Review by Woodrow Phoenix
Set in the 1930s, the adventure series Bravo For Adventure by the legendary Alex Toth occupies a unique position in his body of work as the only project of personal significance that was both written and drawn by him (other than his post-war strip Jon Fury). A complete collection of all the Bravo material was published in a large hardcover volume in 2015.
Alex Toth’s Bravo for Adventure Artist’s Edition is an even larger (430 x 304 mm) hardcover book containing every page of the original artwork produced by Toth for this series, photographically scanned in colour at very high resolution and reproduced actual size, on heavyweight paper. This process produces the sensation of looking at Toth’s original drawings exactly as created by him with all the pencil marks, corrections, different pens and ink colours and other artefacts visible. These handmade traces are not visible when printed at reduced size, so it’s a very different experience to look at his comics art in its raw state.
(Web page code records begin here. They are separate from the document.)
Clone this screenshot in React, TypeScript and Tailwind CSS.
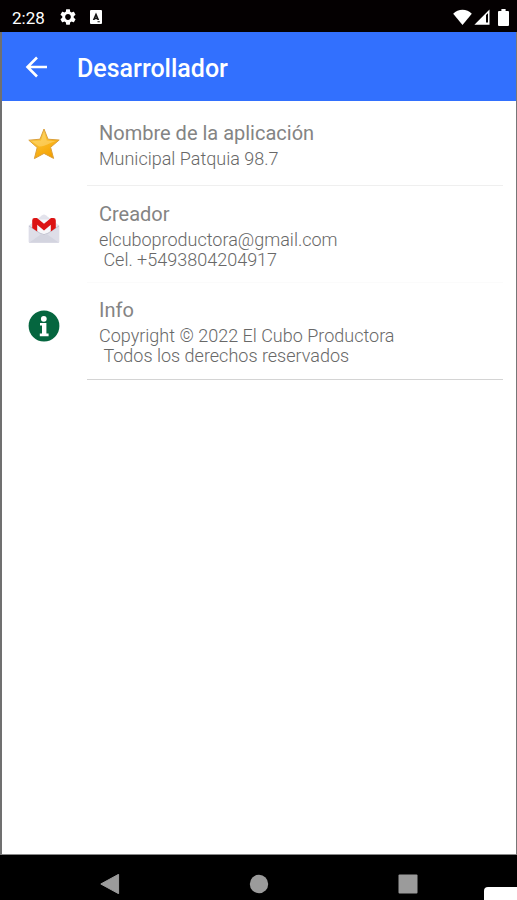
import React from "react";

type InfoItem = {
  title: string;
  lines: string[];
  icon: React.ReactNode;
  rowClass: string;
};

const StarIcon = () => (
  <svg viewBox="0 0 32 32" className="size-8" aria-hidden="true">
    <defs>
      <linearGradient id="star" x1="0" y1="0" x2="0.6" y2="1">
        <stop offset="0" stopColor="#f8d77a" />
        <stop offset="0.45" stopColor="#fbbf2c" />
        <stop offset="1" stopColor="#f5a100" />
      </linearGradient>
    </defs>
    <path
      d="M16 1 20 11.2 31.2 12 22.6 19.3 25.6 30.4 16 25.4 6.4 30.6 9.2 19.5.8 12.2 12 11.2Z"
      fill="url(#star)"
      stroke="#dba03c"
      strokeWidth="1"
      strokeLinejoin="round"
    />
    <path d="M16 4 18.8 12.4 28 13.2C22 14 17 19 11 18.4L4 13.2 13 12.4Z" fill="#fdd97a" opacity="0.55" />
  </svg>
);

const MailIcon = () => (
  <svg viewBox="0 0 32 32" className="size-8" aria-hidden="true">
    <path d="M.8 12.5 14.2 2.2Q16 1 17.8 2.2L31.2 12.5V29Q31.2 30 30.2 30H1.8Q.8 30 .8 29Z" fill="#e3e3ec" />
    <path d="M4.5 6.5H27.5V18L16 24 4.5 18Z" fill="#f7f7fa" />
    <path d="M.8 12.6 12 20.2Q16 23 20 20.2L31.2 12.6V29Q31.2 30 30.2 30H1.8Q.8 30 .8 29Z" fill="#dedee8" />
    <path d="M1.4 29.4 13 21.2Q16 23 19 21.2L30.6 29.4Z" fill="#d3d4df" />
    <path d="M1 13 12 20.2Q16 23 20 20.2L31 13" fill="none" stroke="#b9bac8" strokeWidth="0.8" />
    <path
      d="M4.2 15V7.4Q4.2 5 6.6 5H9L16 10.8 23 5H25.4Q27.8 5 27.8 7.4V15L22.8 18.4V11.8L16 17.4 9.2 11.8V18.4Z"
      fill="#dc1414"
    />
  </svg>
);

const InfoIcon = () => (
  <svg viewBox="0 0 32 32" className="size-8" aria-hidden="true">
    <circle cx="16" cy="16" r="15.4" fill="#05663f" />
    <circle cx="15.8" cy="8.8" r="2.9" fill="#fff" />
    <path d="M12 13H18.4V23.4H20.6V26.2H11.8V23.4H14V15.6H12Z" fill="#fff" />
  </svg>
);

const items: InfoItem[] = [
  {
    title: "Nombre de la aplicación",
    lines: ["Municipal Patquia 98.7"],
    icon: <StarIcon />,
    rowClass: "pt-[18px] pb-4 border-[#efefef]",
  },
  {
    title: "Creador",
    lines: ["elcuboproductora@gmail.com", " Cel. +5493804204917"],
    icon: <MailIcon />,
    rowClass: "pt-[14px] pb-3 border-[#fbfbfb]",
  },
  {
    title: "Info",
    lines: ["Copyright © 2022 El Cubo Productora", " Todos los derechos reservados"],
    icon: <InfoIcon />,
    rowClass: "pt-[13px] pb-[13px] border-[#d4d4d4]",
  },
];

const StatusBar = () => (
  <div className="flex h-8 items-center justify-between bg-[#040001] pr-2 pl-3 text-white">
    <div className="flex items-center">
      <span className="pt-1 text-[17px] leading-5">2:28</span>
      <svg viewBox="2 2 20 20" className="ml-[15px] mt-[2px] size-4" fill="#fff" aria-hidden="true">
        <path d="M19.14 12.94c.04-.3.06-.61.06-.94s-.02-.64-.07-.94l2.03-1.58c.18-.14.23-.41.12-.61l-1.92-3.32c-.12-.22-.37-.29-.59-.22l-2.39.96c-.5-.38-1.03-.7-1.62-.94l-.36-2.54c-.04-.24-.24-.41-.48-.41h-3.84c-.24 0-.43.17-.47.41l-.36 2.54c-.59.24-1.13.57-1.62.94l-2.39-.96c-.22-.08-.47 0-.59.22L2.74 8.87c-.12.21-.08.47.12.61l2.03 1.58c-.05.3-.09.63-.09.94s.02.64.07.94l-2.03 1.58c-.18.14-.23.41-.12.61l1.92 3.32c.12.22.37.29.59.22l2.39-.96c.5.38 1.03.7 1.62.94l.36 2.54c.05.24.24.41.48.41h3.84c.24 0 .44-.17.47-.41l.36-2.54c.59-.24 1.13-.56 1.62-.94l2.39.96c.22.08.47 0 .59-.22l1.92-3.32c.12-.22.07-.47-.12-.61l-2.01-1.58zM12 15.6c-1.98 0-3.6-1.62-3.6-3.6s1.62-3.6 3.6-3.6 3.6 1.62 3.6 3.6-1.62 3.6-3.6 3.6z" />
      </svg>
      <svg viewBox="0 0 12 14" className="ml-[14px] mt-[2px] h-[14px] w-3" aria-hidden="true">
        <rect width="12" height="14" rx="1" fill="#fff" />
        <path d="M2.8 10 6 2.6 9.2 10H7.4L6 6.4 4.6 10Z" fill="#111" />
        <path d="M5 7.4H7V9.2H5ZM7.5 11.3H9.8V12.3H7.5Z" fill="#111" />
      </svg>
    </div>
    <div className="flex items-center pt-[2px]">
      <svg viewBox="0 0 19 16" className="h-4 w-[19px]" fill="#fff" aria-hidden="true">
        <path d="M9.5 16 .2 4.8C5-.6 14-.6 18.8 4.8Z" />
      </svg>
      <svg viewBox="0 0 16 16" className="ml-[2px] size-4" fill="#fff" aria-hidden="true">
        <path d="M15.5.5V15.8H.4ZM12 6V13.4H14V4.2Z" fillRule="evenodd" />
      </svg>
      <svg viewBox="0 0 11 17" className="ml-2 h-[17px] w-[11px]" fill="#fff" aria-hidden="true">
        <path d="M3.4 0H7.6V2H10Q11 2 11 3V16Q11 17 10 17H1Q0 17 0 16V3Q0 2 1 2H3.4Z" />
      </svg>
    </div>
  </div>
);

const InfoRow = ({ item }: { item: InfoItem }) => (
  <li className="flex">
    <div className="w-[85px] shrink-0 pt-[27px] pl-[26px]">{item.icon}</div>
    <div className={`mr-[13px] flex-1 border-b pl-3 ${item.rowClass}`}>
      <h2 className="text-xl leading-7 font-normal text-[#848484]">{item.title}</h2>
      <p className="mt-[2px] text-lg leading-5 font-light whitespace-pre-wrap text-[#686868]">
        {item.lines.join("\n")}
      </p>
    </div>
  </li>
);

const App = () => {
  return (
    <div className="flex min-h-screen flex-col bg-black font-[Roboto,sans-serif]">
      <StatusBar />
      <div className="flex flex-1 flex-col border-r border-b border-l-2 border-r-[#777] border-b-[#888] border-l-[#707070] bg-white">
        <header className="flex h-[69px] items-center bg-[#3270fe] pl-[23px] text-white">
          <button type="button" aria-label="Volver" className="size-6">
            <svg viewBox="0 0 24 24" className="size-6" fill="none" stroke="#fff" strokeWidth="2.6" aria-hidden="true">
              <path d="M22 12H3M12 2.5 2.5 12 12 21.5" />
            </svg>
          </button>
          <h1 className="ml-7 pt-1 text-[25px] leading-8 font-medium">Desarrollador</h1>
        </header>
        <main>
          <ul>
            {items.map((item) => (
              <InfoRow key={item.title} item={item} />
            ))}
          </ul>
        </main>
      </div>
      <nav className="flex h-[45px] items-start justify-center pt-[19px]">
        <button type="button" aria-label="Atrás" className="flex w-[149px] justify-center">
          <svg viewBox="0 0 20 20" className="size-5" aria-hidden="true">
            <path d="M.8 10 18.6.3V19.7Z" fill="#9b9b9b" stroke="#9b9b9b" strokeLinejoin="round" />
          </svg>
        </button>
        <button type="button" aria-label="Inicio" className="flex w-[149px] justify-center">
          <svg viewBox="0 0 20 20" className="size-5" aria-hidden="true">
            <circle cx="10" cy="10" r="9.2" fill="#9b9b9b" />
          </svg>
        </button>
        <button type="button" aria-label="Recientes" className="flex w-[149px] justify-center">
          <svg viewBox="0 0 20 20" className="size-5" aria-hidden="true">
            <rect x="0.5" y="0.5" width="19" height="19" rx="1" fill="#9b9b9b" />
          </svg>
        </button>
      </nav>
      <div className="fixed right-0 bottom-0 h-[13px] w-[33px] rounded-tl-[4px] bg-white" />
    </div>
  );
};

export default App;
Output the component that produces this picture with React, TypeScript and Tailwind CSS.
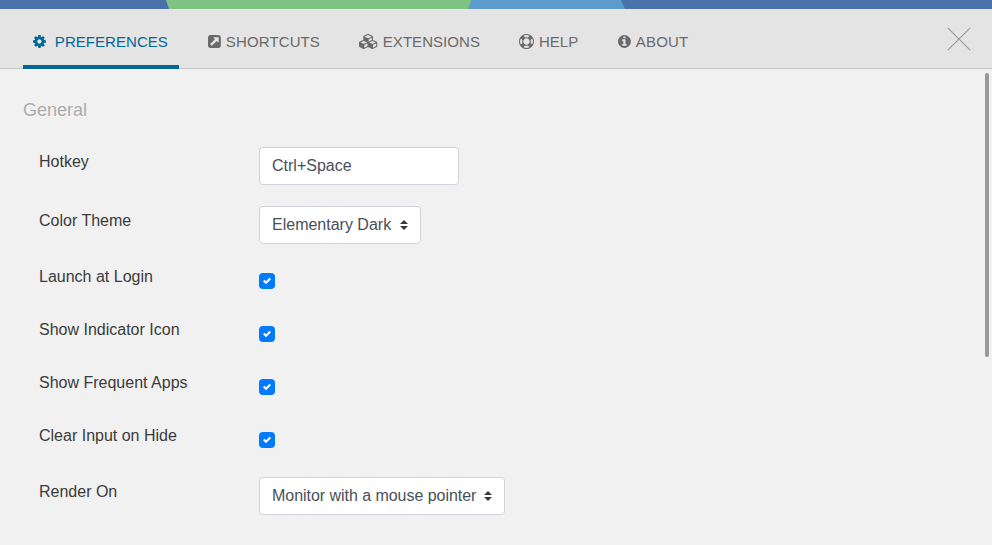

Presented here are the 48 inked pages comprising the first Bravo story from 1984, a four-page ‘intro’ story, the 17 pages of the second story, two splash pages that were discarded or later reworked, and 60 pages of Toth’s colour guides, painted in watercolour, markers and colour pencil onto stats of the art. There are two versions of these guides, showing a different approach to the mood of the pages, with a second incomplete set using a limited palette for a more ‘period’ look. There are also several pages in greytones from the version published in France.
Of special interest to fans are the 26 pages of partially-inked and lettered pencils and notes, which show Toth’s attempts at coming up with more stories. There are unfinished pages for stories involving Jesse Bravo, a plane called The Condor, and an alternate hero Noah Chance, written and rewritten in different configurations. These are fascinating to look at in their various stages of completion, giving some insight into Toth’s working methods.
If you already have the Bravo For Adventure book from 2015, you could live without this volume. That first collection already contains some sketches, notes and a few colour guides presented alongside the art in an excellent, oversized format. Unless you are curious about those unfinished stories you won’t really need this book as well; but you will definitely want it, as a superbly assembled presentation of Alex Toth’s brilliant original art and maybe the only one you’re ever likely to see.